As the day wore on and tension mounted, “It got worse,” Tyler told Vieira.
Finally, he told her they were going to the basement.
Basement bunker
“ ‘There’s a bunker set up down there,’ ” Tyler said he told her. “ ‘I’m going to blow the house from there.’ He said, ‘Get down there, or I’ll throw you down the stairs.’ He handcuffed me to an eyebolt that was already set up in the wall.”
But Tyler wasn’t going to give up her life without a fight. As Shenkman was distracted screaming at police on the phone, she used the handcuffs to loosen the eyebolt, then kept unscrewing it.
Meantime, the police were sending a robot up to the house, and that outraged Shenkman.
“This was one of the countdowns. He had the gun to my head, he was screaming for them to get the robot away from in front of the house, and he was counting down from 20,” Tyler said.
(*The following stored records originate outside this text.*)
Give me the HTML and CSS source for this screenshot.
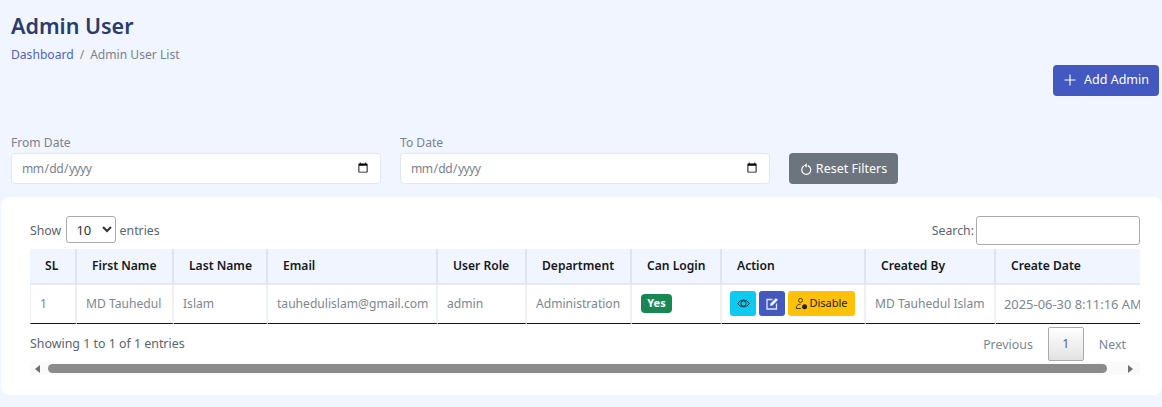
FILE: index.html
```html
<!DOCTYPE html>
<html lang="en">
<head>
<meta charset="UTF-8">
<meta name="viewport" content="width=device-width, initial-scale=1.0">
<title>Admin User</title>
<link rel="stylesheet" href="styles.css">
</head>
<body>
<div class="page-head">
  <div>
    <h1 class="page-title">Admin User</h1>
    <div class="breadcrumb"><a href="#">Dashboard</a><span class="sep">/</span><span>Admin User List</span></div>
  </div>
  <a class="btn btn-add" href="#">
    <svg width="14" height="14" viewBox="0 0 14 14"><path d="M7 1.5v11M1.5 7h11" stroke="#fff" stroke-width="1.1" fill="none"/></svg>
    Add Admin
  </a>
</div>

<div class="filters">
  <div class="field">
    <label for="from">From Date</label>
    <input type="date" id="from">
  </div>
  <div class="field">
    <label for="to">To Date</label>
    <input type="date" id="to">
  </div>
  <button class="btn btn-reset">
    <svg class="reset-icon" width="13" height="13" viewBox="0 0 13 13"><path d="M7.8 2.6a4.5 4.500 0 1 1-4 .5" stroke="#fff" stroke-width="1.2" fill="none"/><path d="M6.800.2v4.400L3.900 2.400z" fill="#fff"/></svg>
    Reset Filters
  </button>
</div>

<div class="card">
  <div class="dt-top">
    <div class="dt-length">Show
      <select><option>10</option><option>25</option></select>
      entries</div>
    <div class="dt-search"><label for="q">Search:</label><input type="search" id="q"></div>
  </div>
  <div class="dt-scroll">
    <table class="dt-table">
      <thead>
        <tr>
          <th class="c1">SL</th>
          <th class="c2">First Name</th>
          <th class="c3">Last Name</th>
          <th class="c4">Email</th>
          <th class="c5">User Role</th>
          <th class="c6">Department</th>
          <th class="c7">Can Login</th>
          <th class="c8">Action</th>
          <th class="c9">Created By</th>
          <th class="c10">Create Date</th>
        </tr>
      </thead>
      <tbody>
        <tr>
          <td>1</td>
          <td>MD Tauhedul</td>
          <td>Islam</td>
          <td>tauhedulislam@gmail.com</td>
          <td>admin</td>
          <td>Administration</td>
          <td><span class="badge">Yes</span></td>
          <td>
            <div class="actions">
              <a class="act act-view" href="#">
                <svg width="13" height="13" viewBox="0 0 13 13" fill="none" stroke="#12323c" stroke-width="1"><path d="M.8 6.500C2 4.300 4 3.200 6.500 3.200s4.500 1.100 5.700 3.300C11 8.700 9 9.800 6.500 9.800S2 8.700.8 6.500z"/><circle cx="6.500" cy="6.500" r="2.600"/></svg>
              </a>
              <a class="act act-edit" href="#">
                <svg width="14" height="14" viewBox="0 0 14 14" fill="none" stroke="#dfe3fa" stroke-width="1.300"><path d="M7.500 2.500H2v9.500h9.500V6.500"/><path d="M5.500 8.500l.4-1.900L11 1.500l1.500 1.500-5.100 5.100z" fill="#fff" stroke="#fff" stroke-width=".6"/></svg>
              </a>
              <a class="act act-disable" href="#">
                <svg width="13" height="13" viewBox="0 0 13 13" fill="none" stroke="#333" stroke-width=".9"><circle cx="5.500" cy="3.400" r="2"/><path d="M1.200 11.500c0-2.800 1.700-4.300 4.300-4.300"/><path d="M1.200 11.500h4.600"/><circle cx="9.600" cy="9.800" r="2.500" fill="#222" stroke="none"/></svg>
                <span class="act-label">Disable</span>
              </a>
            </div>
          </td>
          <td>MD Tauhedul Islam</td>
          <td class="td-date">2025-06-30 8:11:16 AM</td>
        </tr>
      </tbody>
    </table>
  </div>
  <div class="dt-bottom">
    <div class="dt-info">Showing 1 to 1 of 1 entries</div>
    <div class="dt-pages">
      <a href="#">Previous</a>
      <a class="current" href="#">1</a>
      <a href="#">Next</a>
    </div>
  </div>
  <div class="fake-scroll">
    <span class="arrow arrow-left"></span>
    <span class="thumb"></span>
    <span class="arrow arrow-right"></span>
  </div>
</div>
</body>
</html>
```

FILE: styles.css
```css
* {
  box-sizing: border-box;
}
body {
  margin: 0;
  height: 407px;
  overflow: hidden;
  background-color: #f0f5ff;
  font-family: "Noto Sans", Arial, sans-serif;
  font-size: 12.1px;
  color: #7a8290;
}
a {
  text-decoration: none;
}
.page-head {
  display: flex;
  justify-content: space-between;
  align-items: flex-start;
  padding: 11px 3px 0 11px;
  height: 135px;
}
.page-title {
  margin: 0;
  font-size: 21.5px;
  line-height: 30px;
  font-weight: 600;
  color: #2a3b6e;
}
.breadcrumb {
  margin-top: 5px;
  line-height: 18px;
}
.breadcrumb a {
  color: #4f63c4;
}
.sep {
  margin: 0 6px;
}
.btn {
  display: inline-flex;
  align-items: center;
  border-radius: 4px;
  color: #fff;
  border: none;
  font-family: inherit;
  font-size: 12.5px;
}
.btn-add {
  margin-top: 54px;
  height: 31px;
  width: 106px;
  padding-bottom: 2px;
  justify-content: center;
  gap: 7px;
  background-color: #4459c0;
}
.filters {
  display: flex;
  align-items: flex-end;
  gap: 19px;
  padding-left: 11px;
}
.field {
  width: 370px;
}
.field label {
  display: block;
  line-height: 16px;
  margin-bottom: 2px;
}
.field input {
  display: block;
  width: 100%;
  height: 31px;
  padding: 0 9px;
  background: #fff;
  border: 1px solid #e2e6ef;
  border-radius: 4px;
  font-family: inherit;
  font-size: 12.1px;
  color: #7a8290;
}
.field input::-webkit-datetime-edit {
  letter-spacing: -0.6px;
}
.btn-reset {
  width: 109px;
  height: 31px;
  padding-bottom: 2px;
  justify-content: center;
  gap: 3px;
  background-color: #6c757d;
}
.reset-icon {
  margin-top: 3px;
}
.card {
  margin: 13px 0 0 1px;
  height: 198px;
  padding: 19px 22px 0 29px;
  background: #fff;
  border-radius: 8px;
}
.dt-top {
  display: flex;
  justify-content: space-between;
  height: 29px;
  color: #5b6470;
  font-size: 12.3px;
}
.dt-length select {
  width: 50px;
  height: 27px;
  margin: 0 0 0 2px;
  padding-left: 5px;
  background: #fff;
  border: 1px solid #aaa;
  border-radius: 3px;
  font-family: inherit;
  font-size: 13px;
  color: #333;
}
.dt-search {
  display: flex;
  align-items: center;
  gap: 2px;
}
.dt-search input {
  width: 164px;
  height: 29px;
  background: #fff;
  border: 1px solid #aaa;
  border-radius: 3px;
}
.dt-scroll {
  margin-top: 4px;
  overflow: hidden;
}
.dt-table {
  table-layout: fixed;
  width: 1146px;
  border-collapse: separate;
  border-spacing: 0;
}
.dt-table th {
  height: 36px;
  padding: 0 8px 2px 15px;
  background-color: #f0f5ff;
  border-right: 2px solid #dfe4ef;
  border-bottom: 2px solid #e6e9f0;
  color: #16181d;
  font-size: 12.1px;
  font-weight: 600;
  text-align: left;
  white-space: nowrap;
}
.dt-table td {
  height: 39px;
  padding: 0 0 1px 9px;
  border-right: 2px solid #eef0f4;
  border-bottom: 1px solid #111;
  color: #7b8794;
  font-size: 12.1px;
  white-space: nowrap;
}
.dt-table tr td:first-child {
  border-left: 1px solid #eef0f4;
}
.dt-table th:last-child,
.dt-table td:last-child {
  border-right: none;
}
.dt-table .td-date {
  padding-left: 8px;
  font-size: 12.9px;
}
.c1 { width: 47px; }
.c2 { width: 97px; }
.c3 { width: 94px; }
.c4 { width: 170px; }
.c5 { width: 89px; }
.c6 { width: 105px; }
.c7 { width: 90px; }
.c8 { width: 144px; }
.c9 { width: 130px; }
.c10 { width: 180px; }
.badge {
  display: inline-block;
  width: 31px;
  height: 19px;
  line-height: 17px;
  text-align: center;
  background-color: #198754;
  border-radius: 4px;
  color: #fff;
  font-size: 11px;
  font-weight: 700;
}
.actions {
  display: flex;
  gap: 3px;
  margin-left: -1px;
}
.act {
  display: inline-flex;
  align-items: center;
  justify-content: center;
  height: 25px;
  border-radius: 3px;
}
.act-view {
  width: 26px;
  background-color: #0dcaf0;
}
.act-edit {
  width: 26px;
  background-color: #4459c0;
}
.act-disable {
  width: 67px;
  gap: 1px;
  background-color: #ffc107;
  color: #222;
  font-size: 11px;
}
.act-label {
  margin-bottom: 3px;
}
.dt-bottom {
  display: flex;
  justify-content: space-between;
  align-items: center;
  padding-top: 3px;
  color: #5b6470;
  font-size: 12.4px;
}
.dt-info {
  margin-bottom: 2px;
}
.dt-pages {
  display: flex;
  align-items: center;
}
.dt-pages a {
  padding: 0 14px;
  color: #7b8794;
}
.dt-pages .current {
  width: 36px;
  height: 34px;
  padding: 0;
  margin: 0 1px;
  line-height: 32px;
  text-align: center;
  border: 1px solid #aaa;
  border-radius: 2px;
  background: linear-gradient(to bottom, #fff, #e2e2e2);
  color: #5b6470;
}
.fake-scroll {
  display: flex;
  align-items: center;
  height: 13px;
  margin-top: 1px;
  background-color: #fafafa;
}
.thumb {
  flex: 1;
  height: 9px;
  margin: 0 21px 0 8px;
  border-radius: 5px;
  background-color: #8b8b8b;
}
.arrow {
  width: 0;
  height: 0;
  border-top: 4px solid transparent;
  border-bottom: 4px solid transparent;
}
.arrow-left {
  margin-left: 5px;
  border-right: 5px solid #6f6f6f;
}
.arrow-right {
  margin-right: 7px;
  border-left: 5px solid #6f6f6f;
}
```
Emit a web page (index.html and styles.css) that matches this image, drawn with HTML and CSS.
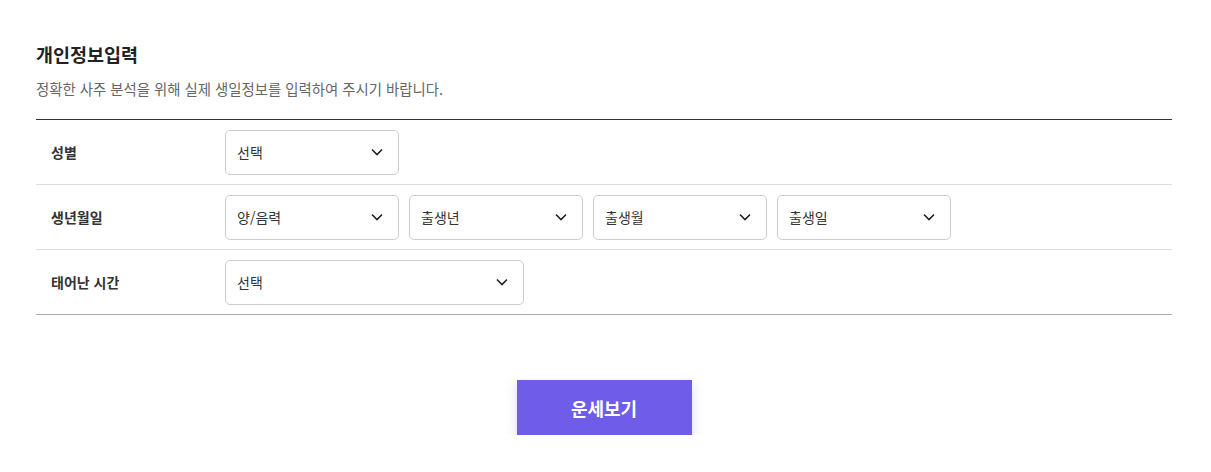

“Then something happened. I don’t know what it was that diverted his attention from me, [but] he ran out of the room, and I could hear him running up the stairs.”
Deciding that she was going to die if she didn’t act, Tyler made her move.
Do or die
“I yanked the bolt the rest of the way out and I ran out of the room across the basement into a door — a little-used door that we had in the back — and I went out. I didn’t know if the door was wired to explode, but at that point, it didn’t matter,” Tyler told Vieira without emotion. “It was either die with a gun to my head or maybe go out a door and die that way.”
“I’m doing well because I’ve had incredible support. I have an incredible family and friends and colleagues at work, and the police have been amazing, so I’ve been very, very lucky,” she said. “I’ve worked in the court system my entire life, and I have faith that the court system will protect me now. It’s just a matter of pulling together, praying, and hoping for the best.”
But, Tyler told Vieira, she knows that as long as there is the possibility that Shenkman could be free to resume the “War of the Tylers,” she will never be safe.
“He’s told me over and over again the only way this will end is by death — either his, mine or both of us ... and whoever else has to go.”